- **THE PROBLEM**:
Return, word for word, every line starting at the line with "Convert this screenshot to React, TypeScript" and ending at the final line of the entries; skip the pictures.

Records with interface code:
........

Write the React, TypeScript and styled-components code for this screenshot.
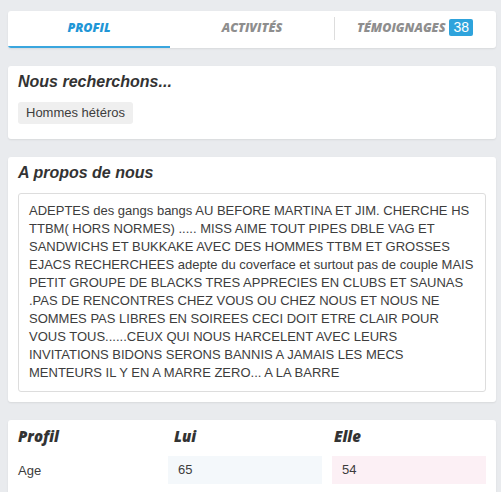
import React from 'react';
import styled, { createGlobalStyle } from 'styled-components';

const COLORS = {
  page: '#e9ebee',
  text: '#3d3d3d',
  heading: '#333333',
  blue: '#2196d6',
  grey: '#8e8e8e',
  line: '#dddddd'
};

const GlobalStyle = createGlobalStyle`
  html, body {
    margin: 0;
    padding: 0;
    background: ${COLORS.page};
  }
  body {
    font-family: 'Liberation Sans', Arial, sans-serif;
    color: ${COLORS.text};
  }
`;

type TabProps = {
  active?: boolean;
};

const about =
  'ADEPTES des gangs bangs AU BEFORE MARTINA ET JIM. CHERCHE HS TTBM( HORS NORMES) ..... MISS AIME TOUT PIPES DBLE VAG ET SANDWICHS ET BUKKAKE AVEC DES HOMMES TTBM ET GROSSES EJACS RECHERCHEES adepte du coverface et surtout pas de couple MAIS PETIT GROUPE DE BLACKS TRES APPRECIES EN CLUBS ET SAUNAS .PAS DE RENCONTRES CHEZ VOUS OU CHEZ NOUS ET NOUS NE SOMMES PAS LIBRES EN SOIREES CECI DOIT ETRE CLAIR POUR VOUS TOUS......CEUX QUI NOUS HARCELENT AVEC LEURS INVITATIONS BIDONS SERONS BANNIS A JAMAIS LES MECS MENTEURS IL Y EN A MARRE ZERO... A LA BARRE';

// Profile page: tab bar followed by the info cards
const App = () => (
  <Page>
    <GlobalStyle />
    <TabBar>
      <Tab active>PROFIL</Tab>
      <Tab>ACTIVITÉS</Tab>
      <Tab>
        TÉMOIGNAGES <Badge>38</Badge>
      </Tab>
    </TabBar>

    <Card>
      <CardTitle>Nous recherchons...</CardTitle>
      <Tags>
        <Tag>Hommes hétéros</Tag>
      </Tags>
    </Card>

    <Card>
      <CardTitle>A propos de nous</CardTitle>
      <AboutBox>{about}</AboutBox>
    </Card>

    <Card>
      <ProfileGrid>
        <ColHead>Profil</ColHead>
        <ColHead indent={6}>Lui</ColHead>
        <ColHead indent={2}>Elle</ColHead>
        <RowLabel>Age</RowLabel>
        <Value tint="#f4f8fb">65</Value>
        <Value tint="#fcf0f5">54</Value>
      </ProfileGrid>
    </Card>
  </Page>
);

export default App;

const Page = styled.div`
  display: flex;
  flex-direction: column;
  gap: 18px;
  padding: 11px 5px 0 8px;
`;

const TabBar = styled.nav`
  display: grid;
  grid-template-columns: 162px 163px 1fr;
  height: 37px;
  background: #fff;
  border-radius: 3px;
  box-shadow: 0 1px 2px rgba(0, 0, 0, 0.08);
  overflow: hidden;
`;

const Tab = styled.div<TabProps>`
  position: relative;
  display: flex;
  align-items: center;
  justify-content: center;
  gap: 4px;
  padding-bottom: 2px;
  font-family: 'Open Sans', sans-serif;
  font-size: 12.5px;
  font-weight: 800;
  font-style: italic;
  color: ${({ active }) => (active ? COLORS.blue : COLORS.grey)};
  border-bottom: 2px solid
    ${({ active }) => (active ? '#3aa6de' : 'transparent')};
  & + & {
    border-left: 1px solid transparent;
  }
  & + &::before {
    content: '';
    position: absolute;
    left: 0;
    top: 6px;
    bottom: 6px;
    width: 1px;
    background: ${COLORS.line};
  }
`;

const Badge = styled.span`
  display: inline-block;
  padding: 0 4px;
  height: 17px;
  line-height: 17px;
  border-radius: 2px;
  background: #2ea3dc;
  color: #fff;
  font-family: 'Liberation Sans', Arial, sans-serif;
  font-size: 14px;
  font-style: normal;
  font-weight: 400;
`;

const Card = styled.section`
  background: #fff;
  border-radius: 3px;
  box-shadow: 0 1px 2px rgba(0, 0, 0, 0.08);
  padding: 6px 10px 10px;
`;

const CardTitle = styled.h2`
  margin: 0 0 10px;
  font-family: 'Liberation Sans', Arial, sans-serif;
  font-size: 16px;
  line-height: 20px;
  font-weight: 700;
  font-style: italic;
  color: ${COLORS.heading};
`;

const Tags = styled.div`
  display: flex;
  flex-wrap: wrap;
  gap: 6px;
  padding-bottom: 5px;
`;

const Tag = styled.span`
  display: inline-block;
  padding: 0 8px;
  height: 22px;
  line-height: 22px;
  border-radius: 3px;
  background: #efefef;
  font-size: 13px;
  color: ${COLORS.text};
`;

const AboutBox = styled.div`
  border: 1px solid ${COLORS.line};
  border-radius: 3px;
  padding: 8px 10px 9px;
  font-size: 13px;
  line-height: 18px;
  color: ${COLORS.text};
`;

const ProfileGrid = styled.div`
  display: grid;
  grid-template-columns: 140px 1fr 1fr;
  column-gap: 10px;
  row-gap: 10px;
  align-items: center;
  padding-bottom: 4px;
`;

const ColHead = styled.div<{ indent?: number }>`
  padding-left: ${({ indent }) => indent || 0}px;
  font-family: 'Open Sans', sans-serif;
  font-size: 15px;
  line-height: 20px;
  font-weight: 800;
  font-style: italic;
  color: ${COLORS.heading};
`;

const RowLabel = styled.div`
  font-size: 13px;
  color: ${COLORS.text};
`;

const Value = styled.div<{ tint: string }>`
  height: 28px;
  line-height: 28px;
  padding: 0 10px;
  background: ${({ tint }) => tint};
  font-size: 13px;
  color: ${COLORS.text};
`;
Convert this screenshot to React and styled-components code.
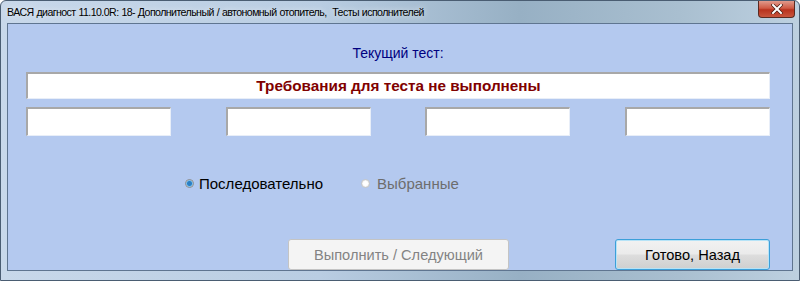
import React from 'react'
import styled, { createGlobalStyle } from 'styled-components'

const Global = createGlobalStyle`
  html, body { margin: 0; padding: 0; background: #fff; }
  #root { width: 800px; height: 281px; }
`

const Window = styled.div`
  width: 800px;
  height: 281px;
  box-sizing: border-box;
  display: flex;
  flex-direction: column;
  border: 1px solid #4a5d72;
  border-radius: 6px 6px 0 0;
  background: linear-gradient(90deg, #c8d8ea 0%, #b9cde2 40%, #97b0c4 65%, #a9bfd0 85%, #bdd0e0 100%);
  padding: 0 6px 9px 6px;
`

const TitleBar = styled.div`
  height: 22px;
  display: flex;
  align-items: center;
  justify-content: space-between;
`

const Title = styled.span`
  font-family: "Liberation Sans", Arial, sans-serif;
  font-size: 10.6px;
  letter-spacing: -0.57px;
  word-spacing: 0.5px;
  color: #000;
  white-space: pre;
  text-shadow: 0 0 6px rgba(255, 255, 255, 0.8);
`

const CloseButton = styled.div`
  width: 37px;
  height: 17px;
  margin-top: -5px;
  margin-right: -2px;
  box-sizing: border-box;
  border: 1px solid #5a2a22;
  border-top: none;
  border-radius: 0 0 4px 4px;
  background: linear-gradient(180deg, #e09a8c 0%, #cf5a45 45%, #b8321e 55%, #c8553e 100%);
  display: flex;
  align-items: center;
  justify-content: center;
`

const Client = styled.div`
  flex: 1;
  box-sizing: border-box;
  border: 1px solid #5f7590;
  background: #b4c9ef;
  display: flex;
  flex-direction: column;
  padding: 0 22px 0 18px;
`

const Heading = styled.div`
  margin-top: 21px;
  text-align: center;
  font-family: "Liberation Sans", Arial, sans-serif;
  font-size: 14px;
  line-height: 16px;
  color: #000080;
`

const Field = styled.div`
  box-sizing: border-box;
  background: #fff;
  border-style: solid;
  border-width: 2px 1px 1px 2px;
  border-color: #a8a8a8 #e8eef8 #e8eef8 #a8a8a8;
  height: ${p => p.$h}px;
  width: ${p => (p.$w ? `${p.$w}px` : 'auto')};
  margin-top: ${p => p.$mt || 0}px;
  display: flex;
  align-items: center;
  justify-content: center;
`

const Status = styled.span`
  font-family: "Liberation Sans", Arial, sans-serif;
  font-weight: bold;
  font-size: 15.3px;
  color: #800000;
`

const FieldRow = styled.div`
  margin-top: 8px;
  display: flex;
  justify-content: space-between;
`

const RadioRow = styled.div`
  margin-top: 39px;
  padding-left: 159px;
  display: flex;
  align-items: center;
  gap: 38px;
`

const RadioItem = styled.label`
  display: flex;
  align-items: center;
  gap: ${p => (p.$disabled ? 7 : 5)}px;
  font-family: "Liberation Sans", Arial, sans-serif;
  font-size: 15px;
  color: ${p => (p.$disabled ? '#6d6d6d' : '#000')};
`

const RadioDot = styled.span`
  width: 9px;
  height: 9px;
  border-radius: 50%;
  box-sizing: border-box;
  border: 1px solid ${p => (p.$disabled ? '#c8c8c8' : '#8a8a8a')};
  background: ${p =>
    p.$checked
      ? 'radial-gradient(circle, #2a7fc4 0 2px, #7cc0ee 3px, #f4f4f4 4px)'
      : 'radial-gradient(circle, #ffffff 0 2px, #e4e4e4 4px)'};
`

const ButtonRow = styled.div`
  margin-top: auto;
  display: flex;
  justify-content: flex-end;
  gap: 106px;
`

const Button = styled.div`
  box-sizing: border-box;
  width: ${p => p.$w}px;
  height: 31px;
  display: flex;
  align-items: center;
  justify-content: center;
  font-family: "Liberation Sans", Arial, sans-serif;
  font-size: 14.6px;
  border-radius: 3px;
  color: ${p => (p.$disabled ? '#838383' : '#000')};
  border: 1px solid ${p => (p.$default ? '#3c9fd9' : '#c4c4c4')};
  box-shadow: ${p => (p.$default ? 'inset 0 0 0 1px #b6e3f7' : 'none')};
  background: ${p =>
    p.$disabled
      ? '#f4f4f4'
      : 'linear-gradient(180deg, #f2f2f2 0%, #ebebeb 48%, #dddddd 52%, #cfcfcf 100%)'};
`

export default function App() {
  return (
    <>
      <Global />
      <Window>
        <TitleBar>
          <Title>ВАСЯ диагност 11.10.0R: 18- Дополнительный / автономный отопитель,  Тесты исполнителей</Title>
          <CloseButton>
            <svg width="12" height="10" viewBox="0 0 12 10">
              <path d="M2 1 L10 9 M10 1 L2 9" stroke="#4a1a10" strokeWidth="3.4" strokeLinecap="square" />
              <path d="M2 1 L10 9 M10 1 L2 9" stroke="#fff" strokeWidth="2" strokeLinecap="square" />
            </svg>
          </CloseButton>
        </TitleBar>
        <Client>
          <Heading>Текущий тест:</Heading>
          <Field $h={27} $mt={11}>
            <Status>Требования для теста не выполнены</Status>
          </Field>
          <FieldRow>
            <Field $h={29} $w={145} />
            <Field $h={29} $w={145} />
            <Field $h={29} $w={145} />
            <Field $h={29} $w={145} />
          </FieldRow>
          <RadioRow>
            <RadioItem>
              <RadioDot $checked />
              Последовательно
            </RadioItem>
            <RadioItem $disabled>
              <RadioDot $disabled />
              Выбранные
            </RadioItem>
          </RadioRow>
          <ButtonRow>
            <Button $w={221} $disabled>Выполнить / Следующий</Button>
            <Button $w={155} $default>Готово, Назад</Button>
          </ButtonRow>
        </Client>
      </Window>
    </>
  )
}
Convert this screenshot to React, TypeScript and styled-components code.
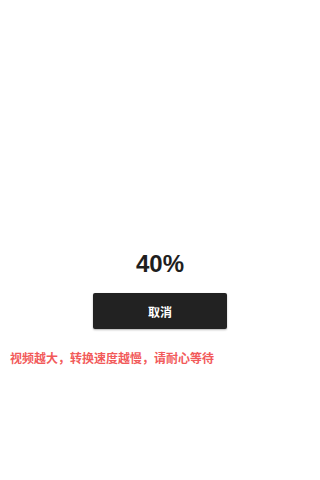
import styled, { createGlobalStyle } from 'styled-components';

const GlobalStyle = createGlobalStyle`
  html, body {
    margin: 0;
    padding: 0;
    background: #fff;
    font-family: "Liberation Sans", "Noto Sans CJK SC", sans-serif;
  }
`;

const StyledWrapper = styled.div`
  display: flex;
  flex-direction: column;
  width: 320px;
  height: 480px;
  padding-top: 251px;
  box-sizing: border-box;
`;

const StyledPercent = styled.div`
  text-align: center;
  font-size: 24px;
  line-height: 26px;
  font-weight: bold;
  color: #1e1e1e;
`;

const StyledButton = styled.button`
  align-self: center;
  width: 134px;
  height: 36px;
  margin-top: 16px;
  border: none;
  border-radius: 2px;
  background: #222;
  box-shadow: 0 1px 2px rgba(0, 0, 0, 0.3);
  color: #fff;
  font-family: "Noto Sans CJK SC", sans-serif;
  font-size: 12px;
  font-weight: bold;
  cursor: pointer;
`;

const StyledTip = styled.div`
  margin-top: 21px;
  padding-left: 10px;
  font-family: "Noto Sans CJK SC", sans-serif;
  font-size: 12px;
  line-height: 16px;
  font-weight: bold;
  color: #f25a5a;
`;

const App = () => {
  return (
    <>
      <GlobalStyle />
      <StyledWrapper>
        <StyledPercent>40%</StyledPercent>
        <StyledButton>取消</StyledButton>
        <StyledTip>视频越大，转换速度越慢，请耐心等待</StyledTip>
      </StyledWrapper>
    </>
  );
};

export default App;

........

- **ANSWER TO THIS PROBLEM**:
Convert this screenshot to React, TypeScript and styled-components code.
import styled, { createGlobalStyle } from 'styled-components';

const GlobalStyle = createGlobalStyle`
  html, body {
    margin: 0;
    padding: 0;
    background: #fff;
    font-family: "Liberation Sans", "Noto Sans CJK SC", sans-serif;
  }
`;

const StyledWrapper = styled.div`
  display: flex;
  flex-direction: column;
  width: 320px;
  height: 480px;
  padding-top: 251px;
  box-sizing: border-box;
`;

const StyledPercent = styled.div`
  text-align: center;
  font-size: 24px;
  line-height: 26px;
  font-weight: bold;
  color: #1e1e1e;
`;

const StyledButton = styled.button`
  align-self: center;
  width: 134px;
  height: 36px;
  margin-top: 16px;
  border: none;
  border-radius: 2px;
  background: #222;
  box-shadow: 0 1px 2px rgba(0, 0, 0, 0.3);
  color: #fff;
  font-family: "Noto Sans CJK SC", sans-serif;
  font-size: 12px;
  font-weight: bold;
  cursor: pointer;
`;

const StyledTip = styled.div`
  margin-top: 21px;
  padding-left: 10px;
  font-family: "Noto Sans CJK SC", sans-serif;
  font-size: 12px;
  line-height: 16px;
  font-weight: bold;
  color: #f25a5a;
`;

const App = () => {
  return (
    <>
      <GlobalStyle />
      <StyledWrapper>
        <StyledPercent>40%</StyledPercent>
        <StyledButton>取消</StyledButton>
        <StyledTip>视频越大，转换速度越慢，请耐心等待</StyledTip>
      </StyledWrapper>
    </>
  );
};

export default App;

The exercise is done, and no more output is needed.